As The State Department Historian, Ambassador Edward Brynn, noted this morning, today's conference on "The American Experience in Southeast Asia, 1946-1975" is the sixth in a series spanning more than a decade, and represents the office's “most ambitious effort to date to bring together those who played a seminal role in this conflict, and those who have dedicated their lives to identifying and assessing Vietnam's enormous consequences.”

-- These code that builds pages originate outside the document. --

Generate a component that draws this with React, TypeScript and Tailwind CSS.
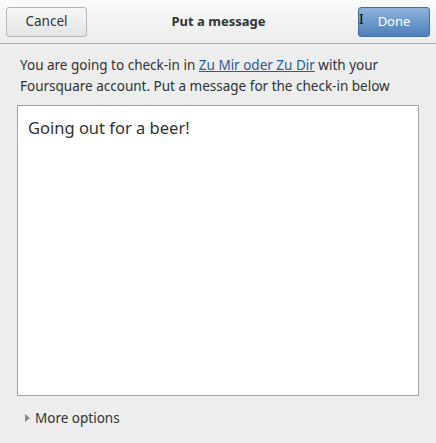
import React from "react";

export default function App() {
  return (
    <div
      className="w-[436px] h-[443px] bg-[#ededed] flex flex-col text-[#2e3436] rounded-t-[6px] overflow-hidden"
      style={{ fontFamily: '"Noto Sans", "Open Sans", sans-serif' }}
    >
      {/* Header bar */}
      <div className="h-[44px] shrink-0 flex items-center px-[6px] bg-gradient-to-b from-[#fbfbfb] to-[#ececec] border-b border-[#a9a9a9]">
        <button className="w-[81px] h-[30px] rounded-[3px] border border-[#b6b6b3] bg-gradient-to-b from-[#f7f7f7] to-[#e4e4e4] text-[13.5px] text-[#2e3436]">
          Cancel
        </button>
        <div className="flex-1 text-center text-[13px] font-bold text-[#2e3436] pr-[8px]">
          Put a message
        </div>
        <button className="relative w-[72px] h-[30px] rounded-[3px] border border-[#3d6ea3] bg-gradient-to-b from-[#8db3dc] to-[#4f80bb] text-[13px] text-white">
          Done
          <span className="absolute left-[0px] top-[5px] text-[14px] leading-none text-black font-['Liberation_Serif']">
            I
          </span>
        </button>
      </div>

      {/* Message */}
      <p className="px-[20px] pt-[11px] text-[13.5px] leading-[21px] text-[#2e3436]">
        You are going to check-in in{" "}
        <a className="text-[#2a5d94] underline">Zu Mir oder Zu Dir</a> with your
        Foursquare account. Put a message for the check-in below
      </p>

      {/* Text area */}
      <div className="mx-[17px] mt-[8px] h-[291px] w-[402px] bg-white border border-[#a4a4a4] px-[10px] pt-[10px] text-[16.5px] text-[#2e3436]">
        Going out for a beer!
      </div>

      {/* More options */}
      <div className="flex items-center gap-[5px] px-[25px] mt-[12px] text-[13.5px] text-[#2e3436]">
        <svg width="5" height="8" viewBox="0 0 5 8">
          <path d="M0 0 L5 4 L0 8 Z" fill="#8a8a8a" />
        </svg>
        More options
      </div>
    </div>
  );
}
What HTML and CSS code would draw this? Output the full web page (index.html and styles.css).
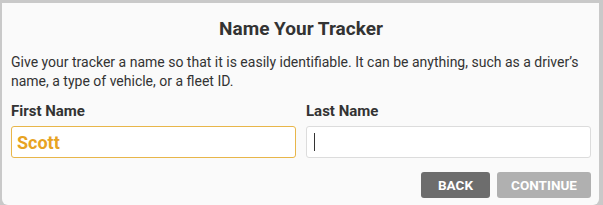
FILE: index.html
```html
<!DOCTYPE html>
<html lang="en">
<head>
  <meta charset="UTF-8" />
  <title>Name Your Tracker</title>
  <link rel="stylesheet" href="styles.css">
</head>
<body>
  <div class="dialog">
    <h2>Name Your Tracker</h2>
    <p class="intro">Give your tracker a name so that it is easily identifiable. It can be anything, such as a driver’s name, a type of vehicle, or a fleet ID.</p>
    <div class="fields">
      <div class="field">
        <label for="first">First Name</label>
        <div class="input filled" id="first">Scott</div>
      </div>
      <div class="field">
        <label for="last">Last Name</label>
        <div class="input" id="last"><span class="caret"></span></div>
      </div>
    </div>
    <div class="actions">
      <button class="btn back">BACK</button>
      <button class="btn continue">CONTINUE</button>
    </div>
  </div>
</body>
</html>
```

FILE: styles.css
```css
body {
  margin: 0;
  background-color: #c9c9c9;
  font-family: Roboto, "Liberation Sans", Arial, sans-serif;
  color: #333;
  height: 205px;
  overflow: hidden;
}

.dialog {
  margin: 3px 0 0 2px;
  width: 597px;
  height: 202px;
  box-sizing: border-box;
  background-color: #fafafa;
  border-radius: 0 0 6px 6px;
  padding: 13px 8px 0 9px;
}

.dialog h2 {
  margin: 0;
  text-align: center;
  font-size: 19px;
  font-weight: 700;
  line-height: 26px;
}

.intro {
  margin: 11px 0 0 0;
  font-size: 14px;
  line-height: 19px;
}

.fields {
  display: flex;
  gap: 10px;
  margin-top: 11px;
}

.field {
  flex: 1;
}

.field label {
  display: block;
  font-size: 15px;
  font-weight: 700;
  line-height: 18px;
  margin-bottom: 6px;
}

.input {
  height: 32px;
  box-sizing: border-box;
  border: 1px solid #dcdcdc;
  border-radius: 3px;
  background-color: #fff;
  padding: 0 8px;
  display: flex;
  align-items: center;
}

.input.filled {
  border-color: #e8b64a;
  color: #e7a323;
  font-size: 18px;
  font-weight: 700;
  padding-left: 5px;
}

.caret {
  display: block;
  width: 1px;
  height: 18px;
  background-color: #333;
  margin-left: -1px;
}

.actions {
  display: flex;
  justify-content: flex-end;
  gap: 7px;
  margin-top: 14px;
}

.btn {
  border: none;
  border-radius: 3px;
  color: #fff;
  font-family: Roboto, "Liberation Sans", Arial, sans-serif;
  font-size: 13.5px;
  font-weight: 700;
  height: 26px;
  padding: 0;
}

.btn.back {
  background-color: #6d6d6d;
  width: 69px;
}

.btn.continue {
  background-color: #b0b0b0;
  width: 94px;
}
```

Speaking at the conference today, Secretary Clinton said, "For Americans of my generation, the war in Vietnam shaped the way we view the world and our country. Like everyone in those days, I had friends who enlisted -- male friends who enlisted -- were drafted, resisted, or became conscientious objectors; many long, painful, anguished conversations. And yet, the lessons of that era continue to inform the decisions we make. And for Vietnamese of the same generation who saw their country torn apart by war and who shared also the anguish, the loss of loved ones, friends, and family members as so many Americans did, the memories are also vivid and, for many, still painful.
"People do not easily shake off the weight of history. All over the world, we see the bitter legacy of old conflicts and enmities. It is a source of many of our most persistent challenges. I see it every day as I work with governments on very intractable conflicts that are difficult to even imagine resolving because of the accumulated history of mistrust, of violence that has joined peoples together over time. But how remarkable it is that the American and Vietnamese people have decided to leave behind a history they could not change and embrace a future that we can shape together."
Recalling a visit to Hanoi ten years ago, Secretary Clinton said, "...the most moving experience was our visit to a site where Vietnamese and American archeologists, along with American and Vietnamese soldiers, were searching together for the remains of a missing United States pilot who had crashed 33 years before, Lieutenant Colonel Lawrence Evert. Bill and I stood there watching this work with Lieutenant Colonel Evert's children, now grown beside us. We watched the workers carefully sift through the mud. Knee deep, they painstakingly excavated the fragments of Colonel Evert's F-105 fighter plane and the tatters of his uniform. It was a sacred site and both sides were joined in that work. The Vietnamese Government had sent engineers to help, villagers had come forward with artifacts and information, and eventually the Everts were able to take their father home.
"...The image of that dig 10 years ago has stayed with me. Americans and Vietnamese covered in mud, searching together for traces of a shared and painful past, not because they sought to relive it nor to open old wounds, but because together we recognized we have to face our past if we're going to make peace with it.
"And that is what history, your work, this conference, and the many volumes that have been published, is all about. Historians are excavating, sifting, and straining, helping us know our history more fully so that we can put the past behind us and move forward together.
"The progress between Vietnam and the United States has been breathtaking. When I was in Hanoi to help commemorate the 15th anniversary of the normalization of relations, I addressed a large group of American and Vietnamese businesses that are working together. Our trade agreement has created jobs and spurred growth on both sides of the Pacific. Our friendship has become an anchor of security and stability in the region. An entire generation of young people has grown up knowing only peace between Vietnam and America, and the relationships that they are forming through educational and cultural exchanges, through new businesses and social networks are drawing us even closer together."